Estados Unidos:
A Besta que Emerge da Terra


Deus e o presidente George W. Bush

BILL KELLER
The New York Times

O presidente George W. Bush é um religioso fervoroso ou apenas representa esse papel para a multidão? Objetivamente, essa é a pergunta mais insistente que se faz sobre o presidente Bush quando viajo para fora dos EUA, e também surge sempre nos lugares americanos menos devotados a Deus - universidades, sites de ódio a Bush, Hollywood, Manhattan.

Em temas que vão de Saddam à sodomia, a suposição é que Bush seja um evangelizador com uma agenda moralista que teve origem no seu renascimento cristão. Ou também - numa variação cínica -, a despeito daquilo em que ele possa acreditar, Bush entregou o portfólio presidencial aos pregadores da direita religiosa em troca de sua influência como fiéis escudeiros de campanha.

Eu entendo o desconforto dos críticos com a devoção de Bush em público. Isso contribui para uma imagem de cruzada arrogante no exterior, e para um temor de moralismo invasivo no âmbito doméstico. Mais recentemente, a relutância do presidente em melindrar o senador Rick Santorum - um teocrata católico que acredita que os governos devem ter poder de prender homossexuais em seus quartos ou até incriminar casais que usam anticoncepcionais - foi uma oportunidade de perguntar de que forma Bush renasceu.

Mas tenho falado com pessoas que pensam seriamente sobre religião, incluindo algumas que conhecem Bush, e estou convencido de que a idéia de uma Casa Branca orientada pelo fundamentalismo cristão não está nada certa. Os críticos estão certos em dizer que a religião de Bush é tanto a força vital de sua presidência quanto um de seus grandes bens políticos, mas não como supõem.

Um fato essencial sobre Bush, suspeito há muito tempo, é que Deus foi o seu programa de 12 passos. Aos 40 anos, Bush acabou com um problema de bebida ao se entregar a uma poderosa experiência religiosa, reforçada pelo estudo da Bíblia com amigos. Esse tipo de renascimento epifânico é comum em grande parte dos EUA e isso resultou em um tipo de fé que não é assaltada pela dúvida, porque o crente sabe que sua vida melhorou com a barganha.

Há muitas maneiras de descrever a religião de Bush.
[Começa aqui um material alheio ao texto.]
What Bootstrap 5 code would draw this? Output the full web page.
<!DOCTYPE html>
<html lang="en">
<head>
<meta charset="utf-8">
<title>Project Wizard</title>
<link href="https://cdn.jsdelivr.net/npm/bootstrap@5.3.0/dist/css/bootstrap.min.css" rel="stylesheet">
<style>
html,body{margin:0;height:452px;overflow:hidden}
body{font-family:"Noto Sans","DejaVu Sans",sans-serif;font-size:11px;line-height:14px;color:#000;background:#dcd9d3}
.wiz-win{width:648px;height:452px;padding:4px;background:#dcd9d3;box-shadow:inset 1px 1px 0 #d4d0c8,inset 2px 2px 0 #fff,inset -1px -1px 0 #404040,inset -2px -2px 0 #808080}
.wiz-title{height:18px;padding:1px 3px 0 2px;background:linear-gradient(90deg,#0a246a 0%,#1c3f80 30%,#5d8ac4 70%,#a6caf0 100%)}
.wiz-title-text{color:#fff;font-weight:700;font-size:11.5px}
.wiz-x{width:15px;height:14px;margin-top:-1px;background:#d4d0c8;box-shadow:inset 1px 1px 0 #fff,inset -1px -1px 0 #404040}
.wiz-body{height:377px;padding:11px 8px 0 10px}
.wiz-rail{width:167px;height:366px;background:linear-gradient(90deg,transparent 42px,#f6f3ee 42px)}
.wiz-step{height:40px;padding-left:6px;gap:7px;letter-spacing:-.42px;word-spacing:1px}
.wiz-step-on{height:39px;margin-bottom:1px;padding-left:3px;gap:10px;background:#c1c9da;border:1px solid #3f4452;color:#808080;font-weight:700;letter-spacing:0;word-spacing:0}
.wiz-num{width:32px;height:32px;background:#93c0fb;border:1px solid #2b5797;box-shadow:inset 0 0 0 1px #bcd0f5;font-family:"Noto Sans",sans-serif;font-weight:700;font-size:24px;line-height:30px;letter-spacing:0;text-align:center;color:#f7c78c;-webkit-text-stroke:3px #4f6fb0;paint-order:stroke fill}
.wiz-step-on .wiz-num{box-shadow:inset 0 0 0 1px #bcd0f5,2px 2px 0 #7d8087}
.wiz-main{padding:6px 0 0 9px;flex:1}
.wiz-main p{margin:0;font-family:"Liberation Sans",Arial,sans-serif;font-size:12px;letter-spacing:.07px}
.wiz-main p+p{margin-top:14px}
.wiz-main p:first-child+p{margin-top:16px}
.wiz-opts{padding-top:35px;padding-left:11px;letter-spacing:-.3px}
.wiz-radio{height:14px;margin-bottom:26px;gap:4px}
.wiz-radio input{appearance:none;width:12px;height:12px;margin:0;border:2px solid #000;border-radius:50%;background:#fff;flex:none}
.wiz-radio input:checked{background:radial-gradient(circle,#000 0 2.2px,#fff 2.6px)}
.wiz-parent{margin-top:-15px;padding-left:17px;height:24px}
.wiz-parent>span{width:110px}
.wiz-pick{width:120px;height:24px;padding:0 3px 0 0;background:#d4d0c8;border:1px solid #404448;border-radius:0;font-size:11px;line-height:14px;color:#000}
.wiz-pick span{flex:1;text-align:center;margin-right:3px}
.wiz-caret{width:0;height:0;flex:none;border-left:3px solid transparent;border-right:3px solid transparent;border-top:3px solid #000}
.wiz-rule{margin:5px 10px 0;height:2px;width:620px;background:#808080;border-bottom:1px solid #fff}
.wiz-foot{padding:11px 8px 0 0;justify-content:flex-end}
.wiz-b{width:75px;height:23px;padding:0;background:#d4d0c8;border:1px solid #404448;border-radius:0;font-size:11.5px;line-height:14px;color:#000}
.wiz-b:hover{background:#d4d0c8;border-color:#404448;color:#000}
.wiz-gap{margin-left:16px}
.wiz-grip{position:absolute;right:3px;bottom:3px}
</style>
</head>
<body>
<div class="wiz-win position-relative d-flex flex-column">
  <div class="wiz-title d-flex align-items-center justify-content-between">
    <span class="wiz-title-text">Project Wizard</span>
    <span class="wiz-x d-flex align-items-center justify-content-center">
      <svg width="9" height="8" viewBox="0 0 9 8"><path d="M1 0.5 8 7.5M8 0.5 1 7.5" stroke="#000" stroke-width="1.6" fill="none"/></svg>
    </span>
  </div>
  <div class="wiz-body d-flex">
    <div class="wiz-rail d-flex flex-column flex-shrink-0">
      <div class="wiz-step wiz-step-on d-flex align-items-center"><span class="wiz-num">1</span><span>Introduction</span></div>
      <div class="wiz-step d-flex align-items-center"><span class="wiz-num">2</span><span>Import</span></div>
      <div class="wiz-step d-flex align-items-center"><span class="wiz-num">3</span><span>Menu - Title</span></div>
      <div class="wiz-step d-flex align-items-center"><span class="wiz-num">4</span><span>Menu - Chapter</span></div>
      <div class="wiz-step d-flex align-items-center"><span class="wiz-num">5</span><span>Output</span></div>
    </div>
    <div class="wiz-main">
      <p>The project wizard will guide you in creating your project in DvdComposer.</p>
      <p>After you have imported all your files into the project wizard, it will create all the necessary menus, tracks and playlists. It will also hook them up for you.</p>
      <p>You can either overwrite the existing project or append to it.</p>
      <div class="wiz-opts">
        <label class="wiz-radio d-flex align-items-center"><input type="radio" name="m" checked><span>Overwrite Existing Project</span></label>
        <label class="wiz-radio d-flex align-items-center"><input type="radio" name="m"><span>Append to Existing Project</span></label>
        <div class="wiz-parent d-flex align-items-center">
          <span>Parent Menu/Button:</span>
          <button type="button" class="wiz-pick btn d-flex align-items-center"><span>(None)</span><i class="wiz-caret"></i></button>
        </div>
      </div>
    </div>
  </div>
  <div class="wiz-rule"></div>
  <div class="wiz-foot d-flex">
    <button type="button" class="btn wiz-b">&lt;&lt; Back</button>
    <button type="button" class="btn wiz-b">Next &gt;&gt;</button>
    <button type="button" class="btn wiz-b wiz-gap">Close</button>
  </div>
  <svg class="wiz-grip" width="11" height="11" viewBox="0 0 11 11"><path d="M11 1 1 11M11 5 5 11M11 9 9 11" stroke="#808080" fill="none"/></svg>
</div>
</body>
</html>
Por filiação religiosa, ele é um metodista. Em termos teológicos, ele pode ser chamado de batista, numa referência a uma tradição em que religião é mais uma questão de coração do que de inteligência. Um de seus seguidores descreve o grupo de estudo bíblico de Bush como "um pequeno grupo evangélico". Seja qual for o rótulo, a fé de Bush tem como fundamento uma relação direta entre o crente e Deus.

Não prevê papa ou qualquer tipo de autoridade intermediária.

A religião de Bush também não tem um livro de instruções específico, a não ser a Bíblia, e entre os cristãos renascidos pode ser vista tanto como uma coleção de poesias inspiradas até como uma receita literal para a vida.

(Bush não dá sinais de que esteja entre os literalistas.) Segundo pessoas que trabalharam muito próximas dele ou que freqüentam círculos evangélicos, a fé de Bush é, portanto, altamente subjetiva. Encarrega-o de tentar fazer a coisa certa, mas não lhe diz o que seria essa coisa certa. É fé sem uma agenda legislativa.

Então, como a religião influencia essa presidência? Gregg Easterbrook, um cristão liberal que escreveu extensamente sobre a moderna busca por um sentido, suspeita que, de início, Bush simplesmente fica mais à vontade com religiosos do que com os não religiosos. Isso pode explicar a atmosfera na Casa Branca, onde, de acordo com o ex-redator dos discursos do presidente americano David From, "o comparecimento ao estudo da Bíblia era, se não compulsório, não totalmente liberado".

Mas é um conforto não sectário. Bush falou de um elo com Vladimir Putin a propósito da história de um crucifixo que a mãe do presidente russo deu a ele. Segundo uma reportagem de Deborah Sontag para a New York Times Magazine no domingo retrasado, Bush atemorizou Recep Tayyip Erdogan, o muçulmano que hoje preside a Turquia, ao declarar: "Você acredita no Todo-Poderoso e eu acredito no Todo-Poderoso. É por isso que seremos grandes parceiros."

Não é inteiramente irrelevante para nossas relações internacionais que Tony Blair seja, de acordo com um colunista britânico, "o líder mais abertamente religioso desde Gladstone", enquanto Jacques Chirac, da França, e Gerhard Schroeder, da Alemanha, são integralmente laicos.

Schroeder foi o primeiro chanceler alemão que se recusou a encerrar o juramento ao cargo com o costumeiro "que Deus me ajude".